In any case, here are my posts from the Spock discussion list:

------------------------------------------------------------------------------------------------------------------
2007-07-12 19:17:31

Very nice work Ted!

I'm going to speculate here wildly, but I'll bet I know what the
problem is. Read on. :)

In the FAQ we find the following explanation of the data collection process....

------------------------------------------------------------------------------
How did you collect the data?

Here is a brief description
We crawl the web to find documents about several people, say A, B, C, D, E
We filter bad documents (e.g. spam, non-English...etc)
We map the original people's names into new names. For example, A->F,
B->F, C->F, D->G, E->G.
We substitute new names for any instance of the original people's
names in the documents.
-------------------------------------------------------------------------------

Simply put, how does Spock know that A, B, C, D and E are not
themselves ambiguous names?

It is sometimes surprisingly hard to find a name that gives you more
than a few hits on the web that is not shared by multiple people.
That's what makes this challenge important of course, but it's also
what makes creating data this way very very hard.

So my guess is that whatever names Peggy Waterfall is disguising are
in fact ambiguous names themselves.

I understand that Spock can't tell us what names Peggy Waterfall is
disguising. But, how do they know that those disguised names are not
themselves ambiguous?

Cordially,
Ted (heh heh, our own name ambiguity)
--------------------------------------------------------------------------------------------------------------------------------
2007-07-12 19:41:14

I should add that we've had some considerable experience trying to
create this kind of data...our approach is almost exactly as described
in the Spock FAQ, and to be honest, it's a lot of work to find names
that refer to just one entity. We call this process name conflation,
btw, because we take multiple names that we hope are not ambiguous and
substitute for them a name that is now ambiguous.

So you take all the occurrences of Tom Hanks and all the occurrences
of Russell Crowe and replace those with some name like
"TomHanksRussellCrowe", and then try to figure out which is which via
clustering, etc. Now, in the case of rather famous actors and
politicians and so forth, unless their name is very common they tend
to dominate many of the hits you find...and in fact we have created
quite a bit of this kind of data using newswire text, where "Tom
Hanks" tends to only refer to the actor. However, if you go out on the
web you start finding lots of Tom Hanks and things get messier.
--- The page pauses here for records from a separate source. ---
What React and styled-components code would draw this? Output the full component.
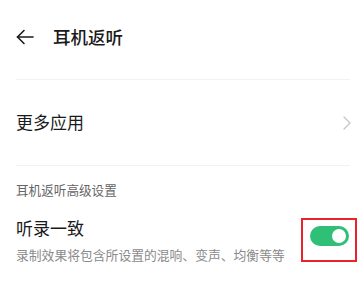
import React from "react";
import styled, { createGlobalStyle } from "styled-components";

const Global = createGlobalStyle`
  html, body { margin: 0; padding: 0; background: #fff; }
  body { font-family: "Noto Sans CJK SC", "Noto Sans", sans-serif; overflow: hidden; }
`;

const Page = styled.div`
  width: 364px;
  height: 289px;
  background: #fff;
  overflow: hidden;
`;

const Header = styled.div`
  display: flex;
  align-items: center;
  height: 79px;
  padding: 0 16px;
  gap: 19px;
`;

const Title = styled.div`
  font-size: 17.5px;
  color: #1a1a1a;
  font-weight: 500;
  line-height: 1;
  margin-top: -5px;
`;

const BackWrap = styled.div`
  display: flex;
  margin-top: -5px;
`;

const Divider = styled.div`
  height: 1px;
  background: #f2f2f2;
  margin: 0 14px 0 16px;
`;

const LinkRow = styled.div`
  display: flex;
  align-items: center;
  justify-content: space-between;
  height: 85px;
  padding: 0 13px 0 16px;
`;

const RowLabel = styled.div`
  font-size: 17px;
  color: #1a1a1a;
  line-height: 1;
  margin-top: ${(p) => p.$shift || "0"};
`;

const SectionHeader = styled.div`
  font-size: 12.6px;
  color: #666;
  padding: 18px 16px 0;
  line-height: 1;
`;

const ToggleRow = styled.div`
  display: flex;
  align-items: flex-start;
  padding: 22px 7px 0 16px;
  gap: 6px;
`;

const TextCol = styled.div`
  flex: 1;
  min-width: 0;
  display: flex;
  flex-direction: column;
  gap: 13px;
`;

const Desc = styled.div`
  font-size: 12.8px;
  color: #8a8a8a;
  white-space: nowrap;
  line-height: 1;
`;

const Highlight = styled.div`
  flex: none;
  box-sizing: border-box;
  width: 56px;
  height: 44px;
  border: 2px solid #e8232a;
  padding: 6px 0 0 7px;
  margin-top: -1px;
`;

const Switch = styled.div`
  width: 39px;
  height: 20px;
  border-radius: 10px;
  background: ${(p) => (p.$on ? "#2fbf77" : "#ccc")};
  position: relative;
`;

const Knob = styled.div`
  position: absolute;
  top: 3px;
  left: ${(p) => (p.$on ? "22px" : "3px")};
  width: 14px;
  height: 14px;
  border-radius: 50%;
  background: #fff;
`;

const BackIcon = () => (
  <svg width="18" height="16" viewBox="0 0 18 16" fill="none" stroke="#1a1a1a" strokeWidth="1.6" strokeLinecap="round" strokeLinejoin="round">
    <path d="M1.5 8H17" />
    <path d="M8 1.5L1.5 8L8 14.5" />
  </svg>
);

const Chevron = () => (
  <svg width="8" height="14" viewBox="0 0 8 14" fill="none" stroke="#c4c4c4" strokeWidth="1.2" strokeLinecap="round" strokeLinejoin="round">
    <path d="M1 1L7 7L1 13" />
  </svg>
);

export default function App() {
  const on = true;
  return (
    <Page>
      <Global />
      <Header>
        <BackWrap>
          <BackIcon />
        </BackWrap>
        <Title>耳机返听</Title>
      </Header>
      <Divider />
      <LinkRow>
        <RowLabel $shift="-3px">更多应用</RowLabel>
        <Chevron />
      </LinkRow>
      <Divider />
      <SectionHeader>耳机返听高级设置</SectionHeader>
      <ToggleRow>
        <TextCol>
          <RowLabel>听录一致</RowLabel>
          <Desc>录制效果将包含所设置的混响、变声、均衡等等</Desc>
        </TextCol>
        <Highlight>
          <Switch $on={on}>
            <Knob $on={on} />
          </Switch>
        </Highlight>
      </ToggleRow>
    </Page>
  );
}
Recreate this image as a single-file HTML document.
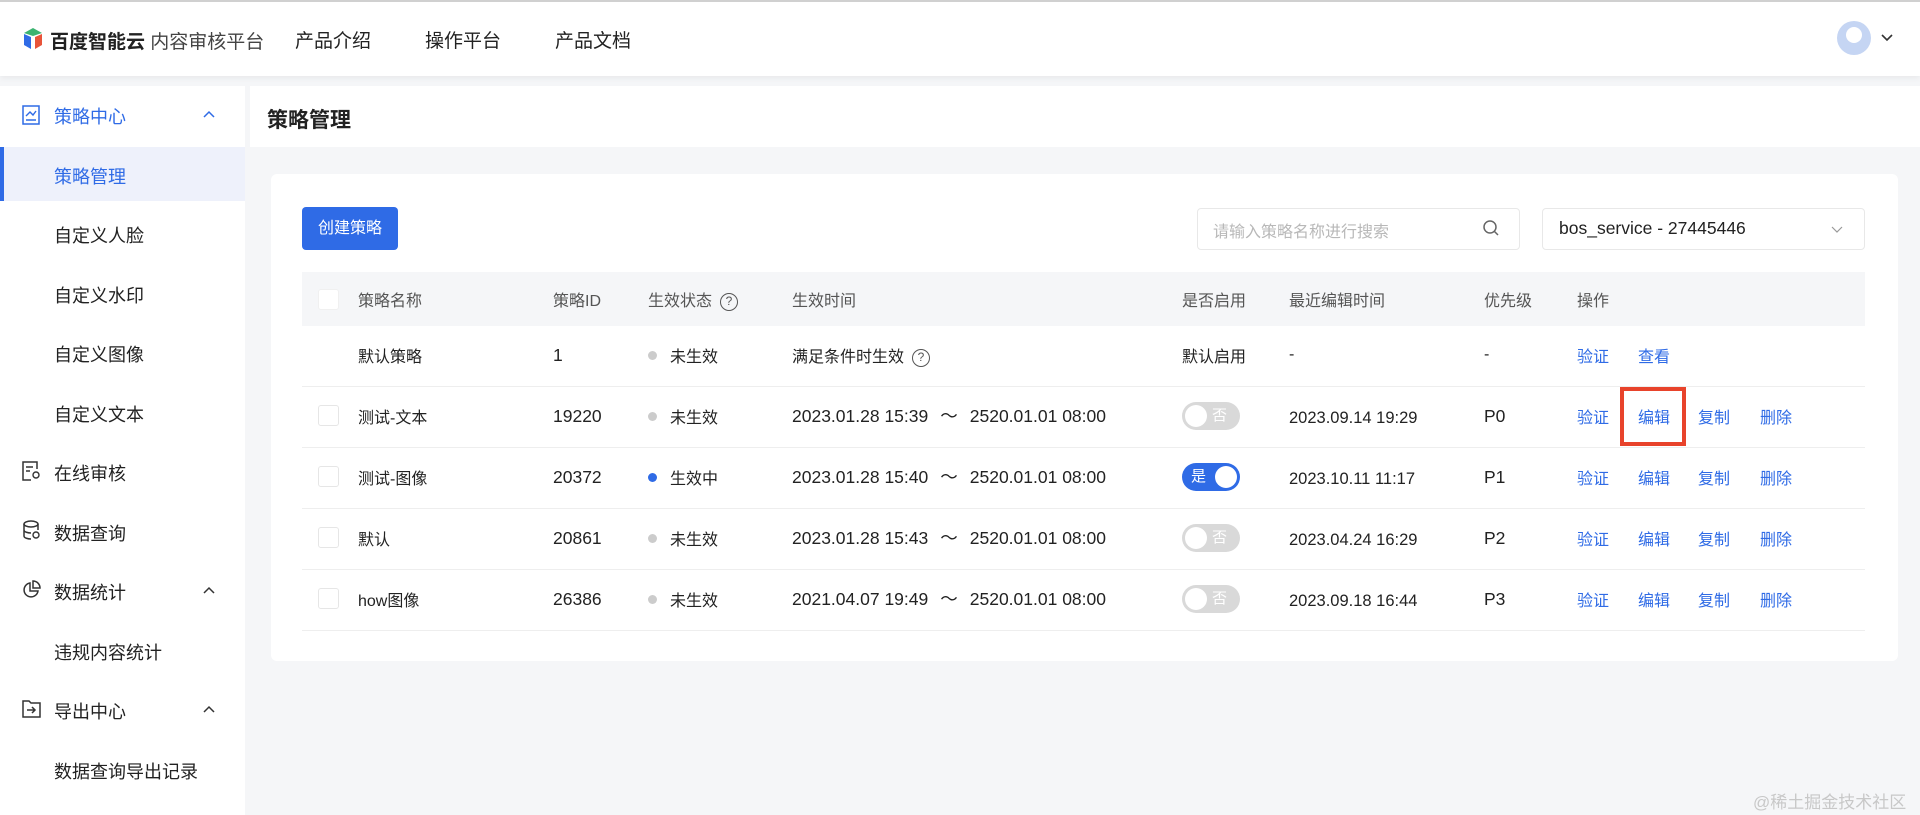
<!DOCTYPE html>
<html><head><meta charset="utf-8"><style>
*{margin:0;padding:0;box-sizing:border-box}
body{width:1920px;height:815px;overflow:hidden;background:#f5f6f8;font-family:"Liberation Sans","Noto Sans CJK SC",sans-serif;color:#222;position:relative}
.a{position:absolute;white-space:nowrap}
.hdr{left:0;top:0;width:1920px;height:76px;background:#fff;border-top:2px solid #d0d0d0;box-shadow:0 2px 6px rgba(0,0,0,.06)}
.nav{font-size:19px;color:#222;top:26px}
.side{left:0;top:86px;width:245px;height:729px;background:#fff}
.si{font-size:18px;color:#222;left:54px}
.sel{left:0;top:147px;width:245px;height:54px;background:#eef1fb;border-left:4px solid #2f6be6}
.card{left:271px;top:174px;width:1627px;height:487px;background:#fff;border-radius:6px}
.th,.td,.lk{line-height:22px;height:22px}
.th{font-size:16px;color:#555;transform:translateY(3px)}
.td{font-size:16px;color:#222}
.c{transform:translateY(3px)}
.et{font-size:16.5px;transform:translateY(2px)}
.big{font-size:17.5px}
.lk{font-size:16px;color:#2f6be6;transform:translateY(3px)}
.cb{width:21px;height:21px;border:1px solid #e6e6e6;border-radius:3px;background:#fff}
.dot{width:9px;height:9px;border-radius:50%;background:#ccc}
.tg{width:58px;height:28px;border-radius:14px;background:#d9d9d9}
.tg i{position:absolute;top:3px;width:22px;height:22px;border-radius:50%;background:#fff}
.tg span{position:absolute;top:3px;font-size:15px;line-height:22px;color:#fff;font-style:normal}
.line{height:1px;background:#eeeeee;left:302px;width:1563px}
.q{display:inline-block;width:18px;height:18px;border:1.5px solid #555;border-radius:50%;font-size:12px;text-align:center;line-height:15px;color:#555;vertical-align:middle;margin-left:8px;font-family:"Liberation Sans",sans-serif}
.tl{margin:0 12px}
</style></head><body>
<div class="a hdr"></div>
<svg class="a" style="left:22px;top:27px" width="22" height="24" viewBox="0 0 22 24"><path d="M11 1 L20 6 L11 9 L2 6Z" fill="#3cb371"/><path d="M2 7 L9 10 L9 22 L2 18Z" fill="#2f6be6"/><path d="M20 7 L13 10 L13 22 L20 18Z" fill="#e8543a"/></svg>
<div class="a" style="left:50px;top:27px;font-size:19px;font-weight:bold;color:#222">百度智能云 <span style="font-weight:normal;color:#444">内容审核平台</span></div>
<div class="a nav" style="left:295px">产品介绍</div>
<div class="a nav" style="left:425px">操作平台</div>
<div class="a nav" style="left:555px">产品文档</div>
<div class="a" style="left:1837px;top:21px;width:34px;height:34px;border-radius:50%;background:#c5d5f3"></div>
<div class="a" style="left:1846px;top:27px;width:16px;height:16px;border-radius:50%;background:#fff"></div>
<svg class="a" style="left:1880px;top:33px" width="14" height="9"><path d="M2 2 L7 7 L12 2" stroke="#333" stroke-width="1.6" fill="none"/></svg>

<div class="a side"></div>
<div class="a sel"></div>
<svg class="a" style="left:22px;top:105px" width="18" height="20"><rect x="1" y="1" width="16" height="18" fill="none" stroke="#2f6be6" stroke-width="1.5"/><path d="M4 11 L8 7 L11 10 L14 6 M4 15 H14" stroke="#2f6be6" stroke-width="1.4" fill="none"/></svg>
<div class="a si" style="top:103px;color:#2f6be6">策略中心</div>
<svg class="a" style="left:202px;top:110px" width="14" height="9"><path d="M2 7 L7 2 L12 7" stroke="#2f6be6" stroke-width="1.5" fill="none"/></svg>
<div class="a si" style="top:163px;color:#2f6be6">策略管理</div>
<div class="a si" style="top:222px">自定义人脸</div>
<div class="a si" style="top:282px">自定义水印</div>
<div class="a si" style="top:341px">自定义图像</div>
<div class="a si" style="top:401px">自定义文本</div>
<svg class="a" style="left:22px;top:461px" width="18" height="20"><path d="M15 8 V1 H1 V19 H9 M4 6 H11 M4 10 H8" stroke="#333" stroke-width="1.5" fill="none"/><circle cx="14" cy="14" r="3" fill="none" stroke="#333" stroke-width="1.4"/></svg>
<div class="a si" style="top:460px">在线审核</div>
<svg class="a" style="left:22px;top:520px" width="18" height="20"><ellipse cx="9" cy="4" rx="7" ry="3" fill="none" stroke="#333" stroke-width="1.5"/><path d="M2 4 V16 C2 18 6 19 9 19 M16 4 V10 M2 10 C2 12 6 13 9 13" stroke="#333" stroke-width="1.5" fill="none"/><circle cx="14" cy="15" r="3" fill="none" stroke="#333" stroke-width="1.4"/></svg>
<div class="a si" style="top:520px">数据查询</div>
<svg class="a" style="left:22px;top:580px" width="19" height="19"><path d="M8 3 A7 7 0 1 0 16 11 H8 Z" fill="none" stroke="#333" stroke-width="1.5"/><path d="M11 1 A7 7 0 0 1 18 8 H11Z" fill="none" stroke="#333" stroke-width="1.5"/></svg>
<div class="a si" style="top:579px">数据统计</div>
<svg class="a" style="left:202px;top:586px" width="14" height="9"><path d="M2 7 L7 2 L12 7" stroke="#333" stroke-width="1.5" fill="none"/></svg>
<div class="a si" style="top:639px">违规内容统计</div>
<svg class="a" style="left:22px;top:699px" width="19" height="19"><path d="M1 2 H7 L9 4 H18 V18 H1 Z M5 11 H13 M10 8 L13 11 L10 14" stroke="#333" stroke-width="1.5" fill="none"/></svg>
<div class="a si" style="top:698px">导出中心</div>
<svg class="a" style="left:202px;top:705px" width="14" height="9"><path d="M2 7 L7 2 L12 7" stroke="#333" stroke-width="1.5" fill="none"/></svg>
<div class="a si" style="top:758px">数据查询导出记录</div>

<div class="a" style="left:250px;top:86px;width:1670px;height:61px;background:#fff"></div>
<div class="a" style="left:267px;top:104px;font-size:21px;font-weight:bold;color:#222">策略管理</div>

<div class="a card"></div>
<div class="a" style="left:302px;top:207px;width:96px;height:43px;background:#2f6be6;border-radius:4px;color:#fff;font-size:16px;text-align:center;line-height:43px">创建策略</div>
<div class="a" style="left:1197px;top:208px;width:323px;height:42px;border:1px solid #e8e8e8;border-radius:4px"></div>
<div class="a" style="left:1213px;top:218px;font-size:16px;color:#b8b8b8">请输入策略名称进行搜索</div>
<svg class="a" style="left:1482px;top:219px" width="18" height="18"><circle cx="8" cy="8" r="6" fill="none" stroke="#666" stroke-width="1.5"/><path d="M12.5 12.5 L16 16" stroke="#666" stroke-width="1.5"/></svg>
<div class="a" style="left:1542px;top:208px;width:323px;height:42px;border:1px solid #e8e8e8;border-radius:4px"></div>
<div class="a" style="left:1559px;top:218px;font-size:17.5px;color:#222">bos_service - 27445446</div>
<svg class="a" style="left:1830px;top:225px" width="14" height="9"><path d="M2 2 L7 7 L12 2" stroke="#999" stroke-width="1.2" fill="none"/></svg>

<div class="a" style="left:302px;top:272px;width:1563px;height:54px;background:#f5f6f8"></div>
<div class="a cb" style="left:318px;top:289px;border-color:#f0f0f0"></div>
<div class="a th" style="left:358px;top:288px">策略名称</div>
<div class="a th" style="left:553px;top:288px">策略ID</div>
<div class="a th" style="left:648px;top:288px">生效状态<span class="q">?</span></div>
<div class="a th" style="left:792px;top:288px">生效时间</div>
<div class="a th" style="left:1182px;top:288px">是否启用</div>
<div class="a th" style="left:1289px;top:288px">最近编辑时间</div>
<div class="a th" style="left:1484px;top:288px">优先级</div>
<div class="a th" style="left:1577px;top:288px">操作</div>

<!-- row1 -->
<div class="a td c" style="left:358px;top:344px">默认策略</div>
<div class="a td big" style="left:553px;top:344px">1</div>
<div class="a dot" style="left:648px;top:351px"></div>
<div class="a td c" style="left:670px;top:344px">未生效</div>
<div class="a td c" style="left:792px;top:344px">满足条件时生效<span class="q">?</span></div>
<div class="a td c" style="left:1182px;top:344px">默认启用</div>
<div class="a td" style="left:1289px;top:344px">-</div>
<div class="a td" style="left:1484px;top:344px">-</div>
<div class="a lk" style="left:1577px;top:344px">验证</div>
<div class="a lk" style="left:1638px;top:344px">查看</div>
<div class="a line" style="top:386px"></div>

<!-- row2 -->
<div class="a cb" style="left:318px;top:405px"></div>
<div class="a td c" style="left:358px;top:405px">测试-文本</div>
<div class="a td big" style="left:553px;top:405px">19220</div>
<div class="a dot" style="left:648px;top:412px"></div>
<div class="a td c" style="left:670px;top:405px">未生效</div>
<div class="a td big" style="left:792px;top:405px">2023.01.28 15:39<span class="tl">～</span>2520.01.01 08:00</div>
<div class="a tg" style="left:1182px;top:402px"><i style="left:3px"></i><span style="left:30px">否</span></div>
<div class="a td et" style="left:1289px;top:405px">2023.09.14 19:29</div>
<div class="a td big" style="left:1484px;top:405px">P0</div>
<div class="a lk" style="left:1577px;top:405px">验证</div>
<div class="a" style="left:1620px;top:387px;width:66px;height:59px;border:4px solid #e8432b"></div>
<div class="a lk" style="left:1638px;top:405px">编辑</div>
<div class="a lk" style="left:1698px;top:405px">复制</div>
<div class="a lk" style="left:1760px;top:405px">删除</div>
<div class="a line" style="top:447px"></div>

<!-- row3 -->
<div class="a cb" style="left:318px;top:466px"></div>
<div class="a td c" style="left:358px;top:466px">测试-图像</div>
<div class="a td big" style="left:553px;top:466px">20372</div>
<div class="a dot" style="left:648px;top:473px;background:#2f6be6"></div>
<div class="a td c" style="left:670px;top:466px">生效中</div>
<div class="a td big" style="left:792px;top:466px">2023.01.28 15:40<span class="tl">～</span>2520.01.01 08:00</div>
<div class="a tg" style="left:1182px;top:463px;background:#2f6be6"><i style="left:33px"></i><span style="left:9px">是</span></div>
<div class="a td et" style="left:1289px;top:466px">2023.10.11 11:17</div>
<div class="a td big" style="left:1484px;top:466px">P1</div>
<div class="a lk" style="left:1577px;top:466px">验证</div>
<div class="a lk" style="left:1638px;top:466px">编辑</div>
<div class="a lk" style="left:1698px;top:466px">复制</div>
<div class="a lk" style="left:1760px;top:466px">删除</div>
<div class="a line" style="top:508px"></div>

<!-- row4 -->
<div class="a cb" style="left:318px;top:527px"></div>
<div class="a td c" style="left:358px;top:527px">默认</div>
<div class="a td big" style="left:553px;top:527px">20861</div>
<div class="a dot" style="left:648px;top:534px"></div>
<div class="a td c" style="left:670px;top:527px">未生效</div>
<div class="a td big" style="left:792px;top:527px">2023.01.28 15:43<span class="tl">～</span>2520.01.01 08:00</div>
<div class="a tg" style="left:1182px;top:524px"><i style="left:3px"></i><span style="left:30px">否</span></div>
<div class="a td et" style="left:1289px;top:527px">2023.04.24 16:29</div>
<div class="a td big" style="left:1484px;top:527px">P2</div>
<div class="a lk" style="left:1577px;top:527px">验证</div>
<div class="a lk" style="left:1638px;top:527px">编辑</div>
<div class="a lk" style="left:1698px;top:527px">复制</div>
<div class="a lk" style="left:1760px;top:527px">删除</div>
<div class="a line" style="top:569px"></div>

<!-- row5 -->
<div class="a cb" style="left:318px;top:588px"></div>
<div class="a td c" style="left:358px;top:588px">how图像</div>
<div class="a td big" style="left:553px;top:588px">26386</div>
<div class="a dot" style="left:648px;top:595px"></div>
<div class="a td c" style="left:670px;top:588px">未生效</div>
<div class="a td big" style="left:792px;top:588px">2021.04.07 19:49<span class="tl">～</span>2520.01.01 08:00</div>
<div class="a tg" style="left:1182px;top:585px"><i style="left:3px"></i><span style="left:30px">否</span></div>
<div class="a td et" style="left:1289px;top:588px">2023.09.18 16:44</div>
<div class="a td big" style="left:1484px;top:588px">P3</div>
<div class="a lk" style="left:1577px;top:588px">验证</div>
<div class="a lk" style="left:1638px;top:588px">编辑</div>
<div class="a lk" style="left:1698px;top:588px">复制</div>
<div class="a lk" style="left:1760px;top:588px">删除</div>
<div class="a line" style="top:630px"></div>

<div class="a" style="left:1753px;top:788px;font-size:17px;color:#c8c8c8">@稀土掘金技术社区</div>
</body></html>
We've had many amusing examples of being fooled by this....my personal
favorite is the case of Puma. We were I think conflating Adidas and
Puma, thinking that both would be unique as names to shoe companies,
and we were being very careful to avoid the animal use of puma, which
didn't occur in our corpus. Little did we know that there is a kind of
helicopter called a Puma. :) In any case, you have to be very careful
in creating this kind of data, and to be honest, given the number of
entities that appear to underly some of the names in the Spock corpus,
I really don't think there is any way they could guarantee that each
of those hidden people is unique.

If you'd like to mess around with this or see some of the data we've
created, you can find our program called nameconflate.pl here :
http://www.d.umn.edu/~tpederse/tools.html It's the first entry,
nameconflate.pl version 0.16. We've used data like this in previous
name disambiguation/discrimination experiments, and to be honest it
usually works pretty well, but you have to be very very careful about
this issue of ambiguity in your underlying entities.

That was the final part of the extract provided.